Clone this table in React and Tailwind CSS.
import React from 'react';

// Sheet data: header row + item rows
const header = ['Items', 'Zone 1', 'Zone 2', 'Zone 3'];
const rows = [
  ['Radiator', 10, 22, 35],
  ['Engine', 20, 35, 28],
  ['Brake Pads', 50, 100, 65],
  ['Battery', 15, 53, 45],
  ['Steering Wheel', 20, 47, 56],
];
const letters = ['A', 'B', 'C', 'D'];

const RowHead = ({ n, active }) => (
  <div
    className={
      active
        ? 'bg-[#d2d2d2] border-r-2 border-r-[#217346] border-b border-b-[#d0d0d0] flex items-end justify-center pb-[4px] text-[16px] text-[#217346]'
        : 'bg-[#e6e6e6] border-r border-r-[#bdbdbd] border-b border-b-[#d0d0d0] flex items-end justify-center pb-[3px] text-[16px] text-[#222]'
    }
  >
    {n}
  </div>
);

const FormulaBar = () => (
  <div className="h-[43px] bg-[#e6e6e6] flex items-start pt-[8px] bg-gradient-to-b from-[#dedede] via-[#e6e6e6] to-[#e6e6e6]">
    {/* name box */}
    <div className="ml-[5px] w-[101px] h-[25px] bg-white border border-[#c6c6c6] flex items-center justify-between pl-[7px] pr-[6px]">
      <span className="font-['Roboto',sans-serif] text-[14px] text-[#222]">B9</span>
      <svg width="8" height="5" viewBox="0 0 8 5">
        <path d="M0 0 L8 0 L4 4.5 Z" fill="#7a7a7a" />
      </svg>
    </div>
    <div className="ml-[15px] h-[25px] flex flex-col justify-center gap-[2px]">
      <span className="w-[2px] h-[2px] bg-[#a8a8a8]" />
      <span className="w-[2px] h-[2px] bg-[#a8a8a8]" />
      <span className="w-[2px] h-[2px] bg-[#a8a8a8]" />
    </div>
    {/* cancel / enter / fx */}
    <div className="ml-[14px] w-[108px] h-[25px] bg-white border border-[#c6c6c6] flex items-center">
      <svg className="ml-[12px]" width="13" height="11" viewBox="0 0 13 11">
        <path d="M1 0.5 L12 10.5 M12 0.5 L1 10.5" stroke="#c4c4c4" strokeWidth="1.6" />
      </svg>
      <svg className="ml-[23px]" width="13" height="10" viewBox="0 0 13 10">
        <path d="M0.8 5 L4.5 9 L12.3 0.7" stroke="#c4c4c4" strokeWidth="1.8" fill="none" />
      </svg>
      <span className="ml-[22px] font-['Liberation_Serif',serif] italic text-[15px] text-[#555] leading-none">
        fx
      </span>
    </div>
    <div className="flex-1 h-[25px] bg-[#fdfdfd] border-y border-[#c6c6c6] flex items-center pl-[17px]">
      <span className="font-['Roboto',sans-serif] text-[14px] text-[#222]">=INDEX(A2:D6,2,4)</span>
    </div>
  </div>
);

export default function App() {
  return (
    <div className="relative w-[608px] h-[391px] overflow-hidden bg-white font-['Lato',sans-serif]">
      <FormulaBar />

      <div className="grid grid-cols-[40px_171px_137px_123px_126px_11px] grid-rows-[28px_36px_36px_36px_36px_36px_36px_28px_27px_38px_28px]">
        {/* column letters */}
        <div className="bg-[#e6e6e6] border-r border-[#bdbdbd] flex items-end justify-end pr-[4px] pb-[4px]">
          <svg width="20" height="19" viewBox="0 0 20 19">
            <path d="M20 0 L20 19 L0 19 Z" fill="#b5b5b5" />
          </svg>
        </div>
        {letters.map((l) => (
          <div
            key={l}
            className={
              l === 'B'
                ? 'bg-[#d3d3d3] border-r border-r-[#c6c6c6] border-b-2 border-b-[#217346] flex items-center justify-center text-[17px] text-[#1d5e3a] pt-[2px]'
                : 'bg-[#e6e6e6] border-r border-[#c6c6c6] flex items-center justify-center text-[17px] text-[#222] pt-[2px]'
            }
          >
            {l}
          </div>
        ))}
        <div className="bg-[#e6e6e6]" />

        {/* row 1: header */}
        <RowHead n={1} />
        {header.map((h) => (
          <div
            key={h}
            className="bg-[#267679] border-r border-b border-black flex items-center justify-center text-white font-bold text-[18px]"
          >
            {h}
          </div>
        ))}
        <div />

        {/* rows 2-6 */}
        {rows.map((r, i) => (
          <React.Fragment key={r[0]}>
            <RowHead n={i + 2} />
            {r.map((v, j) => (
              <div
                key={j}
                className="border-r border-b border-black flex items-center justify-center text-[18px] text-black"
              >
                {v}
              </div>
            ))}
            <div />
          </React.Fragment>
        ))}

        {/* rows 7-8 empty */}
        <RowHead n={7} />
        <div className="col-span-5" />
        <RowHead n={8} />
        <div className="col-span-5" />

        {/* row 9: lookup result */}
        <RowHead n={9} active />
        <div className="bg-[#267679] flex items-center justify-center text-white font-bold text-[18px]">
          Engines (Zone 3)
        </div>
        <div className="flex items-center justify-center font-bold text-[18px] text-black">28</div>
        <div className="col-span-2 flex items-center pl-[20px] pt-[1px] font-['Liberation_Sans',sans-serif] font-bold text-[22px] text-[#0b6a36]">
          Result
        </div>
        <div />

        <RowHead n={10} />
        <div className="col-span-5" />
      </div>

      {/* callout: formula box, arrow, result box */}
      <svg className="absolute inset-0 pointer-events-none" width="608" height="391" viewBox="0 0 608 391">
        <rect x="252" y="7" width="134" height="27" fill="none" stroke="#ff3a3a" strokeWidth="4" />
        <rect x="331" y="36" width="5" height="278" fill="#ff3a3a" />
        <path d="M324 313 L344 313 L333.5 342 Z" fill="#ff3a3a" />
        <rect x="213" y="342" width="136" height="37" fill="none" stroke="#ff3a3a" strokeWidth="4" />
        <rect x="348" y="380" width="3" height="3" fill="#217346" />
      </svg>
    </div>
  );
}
::::::::
> **Problem details**
Print out the whole listing exactly as it appears.

> **Response**
Clone this table in React and Tailwind CSS.
import React from 'react';

// Sheet data: header row + item rows
const header = ['Items', 'Zone 1', 'Zone 2', 'Zone 3'];
const rows = [
  ['Radiator', 10, 22, 35],
  ['Engine', 20, 35, 28],
  ['Brake Pads', 50, 100, 65],
  ['Battery', 15, 53, 45],
  ['Steering Wheel', 20, 47, 56],
];
const letters = ['A', 'B', 'C', 'D'];

const RowHead = ({ n, active }) => (
  <div
    className={
      active
        ? 'bg-[#d2d2d2] border-r-2 border-r-[#217346] border-b border-b-[#d0d0d0] flex items-end justify-center pb-[4px] text-[16px] text-[#217346]'
        : 'bg-[#e6e6e6] border-r border-r-[#bdbdbd] border-b border-b-[#d0d0d0] flex items-end justify-center pb-[3px] text-[16px] text-[#222]'
    }
  >
    {n}
  </div>
);

const FormulaBar = () => (
  <div className="h-[43px] bg-[#e6e6e6] flex items-start pt-[8px] bg-gradient-to-b from-[#dedede] via-[#e6e6e6] to-[#e6e6e6]">
    {/* name box */}
    <div className="ml-[5px] w-[101px] h-[25px] bg-white border border-[#c6c6c6] flex items-center justify-between pl-[7px] pr-[6px]">
      <span className="font-['Roboto',sans-serif] text-[14px] text-[#222]">B9</span>
      <svg width="8" height="5" viewBox="0 0 8 5">
        <path d="M0 0 L8 0 L4 4.5 Z" fill="#7a7a7a" />
      </svg>
    </div>
    <div className="ml-[15px] h-[25px] flex flex-col justify-center gap-[2px]">
      <span className="w-[2px] h-[2px] bg-[#a8a8a8]" />
      <span className="w-[2px] h-[2px] bg-[#a8a8a8]" />
      <span className="w-[2px] h-[2px] bg-[#a8a8a8]" />
    </div>
    {/* cancel / enter / fx */}
    <div className="ml-[14px] w-[108px] h-[25px] bg-white border border-[#c6c6c6] flex items-center">
      <svg className="ml-[12px]" width="13" height="11" viewBox="0 0 13 11">
        <path d="M1 0.5 L12 10.5 M12 0.5 L1 10.5" stroke="#c4c4c4" strokeWidth="1.6" />
      </svg>
      <svg className="ml-[23px]" width="13" height="10" viewBox="0 0 13 10">
        <path d="M0.8 5 L4.5 9 L12.3 0.7" stroke="#c4c4c4" strokeWidth="1.8" fill="none" />
      </svg>
      <span className="ml-[22px] font-['Liberation_Serif',serif] italic text-[15px] text-[#555] leading-none">
        fx
      </span>
    </div>
    <div className="flex-1 h-[25px] bg-[#fdfdfd] border-y border-[#c6c6c6] flex items-center pl-[17px]">
      <span className="font-['Roboto',sans-serif] text-[14px] text-[#222]">=INDEX(A2:D6,2,4)</span>
    </div>
  </div>
);

export default function App() {
  return (
    <div className="relative w-[608px] h-[391px] overflow-hidden bg-white font-['Lato',sans-serif]">
      <FormulaBar />

      <div className="grid grid-cols-[40px_171px_137px_123px_126px_11px] grid-rows-[28px_36px_36px_36px_36px_36px_36px_28px_27px_38px_28px]">
        {/* column letters */}
        <div className="bg-[#e6e6e6] border-r border-[#bdbdbd] flex items-end justify-end pr-[4px] pb-[4px]">
          <svg width="20" height="19" viewBox="0 0 20 19">
            <path d="M20 0 L20 19 L0 19 Z" fill="#b5b5b5" />
          </svg>
        </div>
        {letters.map((l) => (
          <div
            key={l}
            className={
              l === 'B'
                ? 'bg-[#d3d3d3] border-r border-r-[#c6c6c6] border-b-2 border-b-[#217346] flex items-center justify-center text-[17px] text-[#1d5e3a] pt-[2px]'
                : 'bg-[#e6e6e6] border-r border-[#c6c6c6] flex items-center justify-center text-[17px] text-[#222] pt-[2px]'
            }
          >
            {l}
          </div>
        ))}
        <div className="bg-[#e6e6e6]" />

        {/* row 1: header */}
        <RowHead n={1} />
        {header.map((h) => (
          <div
            key={h}
            className="bg-[#267679] border-r border-b border-black flex items-center justify-center text-white font-bold text-[18px]"
          >
            {h}
          </div>
        ))}
        <div />

        {/* rows 2-6 */}
        {rows.map((r, i) => (
          <React.Fragment key={r[0]}>
            <RowHead n={i + 2} />
            {r.map((v, j) => (
              <div
                key={j}
                className="border-r border-b border-black flex items-center justify-center text-[18px] text-black"
              >
                {v}
              </div>
            ))}
            <div />
          </React.Fragment>
        ))}

        {/* rows 7-8 empty */}
        <RowHead n={7} />
        <div className="col-span-5" />
        <RowHead n={8} />
        <div className="col-span-5" />

        {/* row 9: lookup result */}
        <RowHead n={9} active />
        <div className="bg-[#267679] flex items-center justify-center text-white font-bold text-[18px]">
          Engines (Zone 3)
        </div>
        <div className="flex items-center justify-center font-bold text-[18px] text-black">28</div>
        <div className="col-span-2 flex items-center pl-[20px] pt-[1px] font-['Liberation_Sans',sans-serif] font-bold text-[22px] text-[#0b6a36]">
          Result
        </div>
        <div />

        <RowHead n={10} />
        <div className="col-span-5" />
      </div>

      {/* callout: formula box, arrow, result box */}
      <svg className="absolute inset-0 pointer-events-none" width="608" height="391" viewBox="0 0 608 391">
        <rect x="252" y="7" width="134" height="27" fill="none" stroke="#ff3a3a" strokeWidth="4" />
        <rect x="331" y="36" width="5" height="278" fill="#ff3a3a" />
        <path d="M324 313 L344 313 L333.5 342 Z" fill="#ff3a3a" />
        <rect x="213" y="342" width="136" height="37" fill="none" stroke="#ff3a3a" strokeWidth="4" />
        <rect x="348" y="380" width="3" height="3" fill="#217346" />
      </svg>
    </div>
  );
}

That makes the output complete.